_REQUIRED WORK_: Set down each line of the data below exactly as it stands, dropping the pictures.

_DATA LINES_:

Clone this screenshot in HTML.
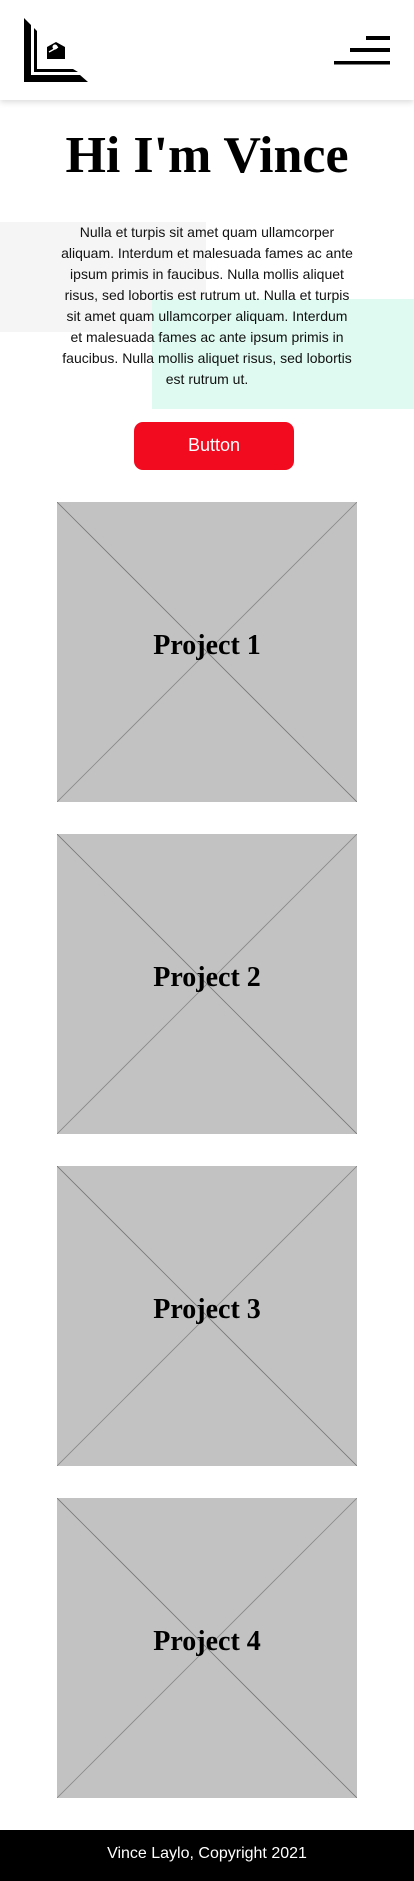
<!DOCTYPE html>
<html><head><meta charset="utf-8"><style>
*{margin:0;padding:0;box-sizing:border-box}
body{width:414px;height:1881px;background:#fff;position:relative;overflow:hidden;font-family:"Liberation Sans",sans-serif}
.hdr{position:absolute;left:0;top:0;width:414px;height:100px;background:#fff;box-shadow:0 2px 6px rgba(0,0,0,.15);z-index:3}
.abs{position:absolute}
h1{position:absolute;top:126px;left:0;width:414px;text-align:center;font-family:"Liberation Serif",serif;font-weight:bold;font-size:52px;letter-spacing:0;color:#000}
.p{position:absolute;left:60px;width:294px;top:222px;text-align:center;font-size:14px;line-height:21px;color:#111;z-index:2}
.btn{position:absolute;left:134px;top:422px;width:160px;height:48px;background:#f20a1e;border-radius:9px;color:#fff;font-size:18px;text-align:center;line-height:46px}
.box{position:absolute;left:57px;width:300px;height:300px;background:#c2c2c2}
.box svg{position:absolute;left:0;top:0}
.box span{position:absolute;left:0;width:300px;top:128px;text-align:center;font-family:"Liberation Serif",serif;font-weight:bold;font-size:28px;color:#000}
.ft{position:absolute;left:0;top:1830px;width:414px;height:51px;background:#000;color:#fff;font-size:16px;text-align:center;line-height:48px}
</style></head><body>
<div class="hdr">
<svg class="abs" style="left:0;top:0" width="414" height="100">
<polygon points="24,18 31,25 31,75 80,75 88,82 24,82" fill="#000"/>
<polygon points="34,28 37,31 37,69 73,69 78,72 34,72" fill="#000"/>
<polygon points="47,47 56,42 65,47 65,59 47,59" fill="#000"/>
<circle cx="55" cy="47" r="2.5" fill="#fff"/>
<line x1="49" y1="52" x2="58" y2="47" stroke="#fff" stroke-width="1.3"/>
<rect x="366" y="36" width="24" height="4" fill="#000"/>
<rect x="350" y="48" width="40" height="4" fill="#000"/>
<rect x="334" y="61" width="56" height="3.5" fill="#000"/>
</svg>
</div>
<h1>Hi I'm Vince</h1>
<div class="abs" style="left:0;top:222px;width:206px;height:110px;background:#f5f5f5"></div>
<div class="abs" style="left:152px;top:299px;width:262px;height:110px;background:#dffaf1"></div>
<div class="p">Nulla et turpis sit amet quam ullamcorper aliquam. Interdum et malesuada fames ac ante ipsum primis in faucibus. Nulla mollis aliquet risus, sed lobortis est rutrum ut. Nulla et turpis sit amet quam ullamcorper aliquam. Interdum et malesuada fames ac ante ipsum primis in faucibus. Nulla mollis aliquet risus, sed lobortis est rutrum ut.</div>
<div class="btn">Button</div>
<div class="box" style="top:502px"><svg width="300" height="300"><line x1="0" y1="0" x2="300" y2="300" stroke="#777" stroke-width=".8"/><line x1="300" y1="0" x2="0" y2="300" stroke="#888" stroke-width=".8"/></svg><span>Project 1</span></div>
<div class="box" style="top:834px"><svg width="300" height="300"><line x1="0" y1="0" x2="300" y2="300" stroke="#777" stroke-width=".8"/><line x1="300" y1="0" x2="0" y2="300" stroke="#888" stroke-width=".8"/></svg><span>Project 2</span></div>
<div class="box" style="top:1166px"><svg width="300" height="300"><line x1="0" y1="0" x2="300" y2="300" stroke="#777" stroke-width=".8"/><line x1="300" y1="0" x2="0" y2="300" stroke="#888" stroke-width=".8"/></svg><span>Project 3</span></div>
<div class="box" style="top:1498px"><svg width="300" height="300"><line x1="0" y1="0" x2="300" y2="300" stroke="#777" stroke-width=".8"/><line x1="300" y1="0" x2="0" y2="300" stroke="#888" stroke-width=".8"/></svg><span>Project 4</span></div>
<div class="ft">Vince Laylo, Copyright 2021</div>
</body></html>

_EXERCISE OUTPUT_:
Clone this screenshot in HTML.
<!DOCTYPE html>
<html><head><meta charset="utf-8"><style>
*{margin:0;padding:0;box-sizing:border-box}
body{width:414px;height:1881px;background:#fff;position:relative;overflow:hidden;font-family:"Liberation Sans",sans-serif}
.hdr{position:absolute;left:0;top:0;width:414px;height:100px;background:#fff;box-shadow:0 2px 6px rgba(0,0,0,.15);z-index:3}
.abs{position:absolute}
h1{position:absolute;top:126px;left:0;width:414px;text-align:center;font-family:"Liberation Serif",serif;font-weight:bold;font-size:52px;letter-spacing:0;color:#000}
.p{position:absolute;left:60px;width:294px;top:222px;text-align:center;font-size:14px;line-height:21px;color:#111;z-index:2}
.btn{position:absolute;left:134px;top:422px;width:160px;height:48px;background:#f20a1e;border-radius:9px;color:#fff;font-size:18px;text-align:center;line-height:46px}
.box{position:absolute;left:57px;width:300px;height:300px;background:#c2c2c2}
.box svg{position:absolute;left:0;top:0}
.box span{position:absolute;left:0;width:300px;top:128px;text-align:center;font-family:"Liberation Serif",serif;font-weight:bold;font-size:28px;color:#000}
.ft{position:absolute;left:0;top:1830px;width:414px;height:51px;background:#000;color:#fff;font-size:16px;text-align:center;line-height:48px}
</style></head><body>
<div class="hdr">
<svg class="abs" style="left:0;top:0" width="414" height="100">
<polygon points="24,18 31,25 31,75 80,75 88,82 24,82" fill="#000"/>
<polygon points="34,28 37,31 37,69 73,69 78,72 34,72" fill="#000"/>
<polygon points="47,47 56,42 65,47 65,59 47,59" fill="#000"/>
<circle cx="55" cy="47" r="2.5" fill="#fff"/>
<line x1="49" y1="52" x2="58" y2="47" stroke="#fff" stroke-width="1.3"/>
<rect x="366" y="36" width="24" height="4" fill="#000"/>
<rect x="350" y="48" width="40" height="4" fill="#000"/>
<rect x="334" y="61" width="56" height="3.5" fill="#000"/>
</svg>
</div>
<h1>Hi I'm Vince</h1>
<div class="abs" style="left:0;top:222px;width:206px;height:110px;background:#f5f5f5"></div>
<div class="abs" style="left:152px;top:299px;width:262px;height:110px;background:#dffaf1"></div>
<div class="p">Nulla et turpis sit amet quam ullamcorper aliquam. Interdum et malesuada fames ac ante ipsum primis in faucibus. Nulla mollis aliquet risus, sed lobortis est rutrum ut. Nulla et turpis sit amet quam ullamcorper aliquam. Interdum et malesuada fames ac ante ipsum primis in faucibus. Nulla mollis aliquet risus, sed lobortis est rutrum ut.</div>
<div class="btn">Button</div>
<div class="box" style="top:502px"><svg width="300" height="300"><line x1="0" y1="0" x2="300" y2="300" stroke="#777" stroke-width=".8"/><line x1="300" y1="0" x2="0" y2="300" stroke="#888" stroke-width=".8"/></svg><span>Project 1</span></div>
<div class="box" style="top:834px"><svg width="300" height="300"><line x1="0" y1="0" x2="300" y2="300" stroke="#777" stroke-width=".8"/><line x1="300" y1="0" x2="0" y2="300" stroke="#888" stroke-width=".8"/></svg><span>Project 2</span></div>
<div class="box" style="top:1166px"><svg width="300" height="300"><line x1="0" y1="0" x2="300" y2="300" stroke="#777" stroke-width=".8"/><line x1="300" y1="0" x2="0" y2="300" stroke="#888" stroke-width=".8"/></svg><span>Project 3</span></div>
<div class="box" style="top:1498px"><svg width="300" height="300"><line x1="0" y1="0" x2="300" y2="300" stroke="#777" stroke-width=".8"/><line x1="300" y1="0" x2="0" y2="300" stroke="#888" stroke-width=".8"/></svg><span>Project 4</span></div>
<div class="ft">Vince Laylo, Copyright 2021</div>
</body></html>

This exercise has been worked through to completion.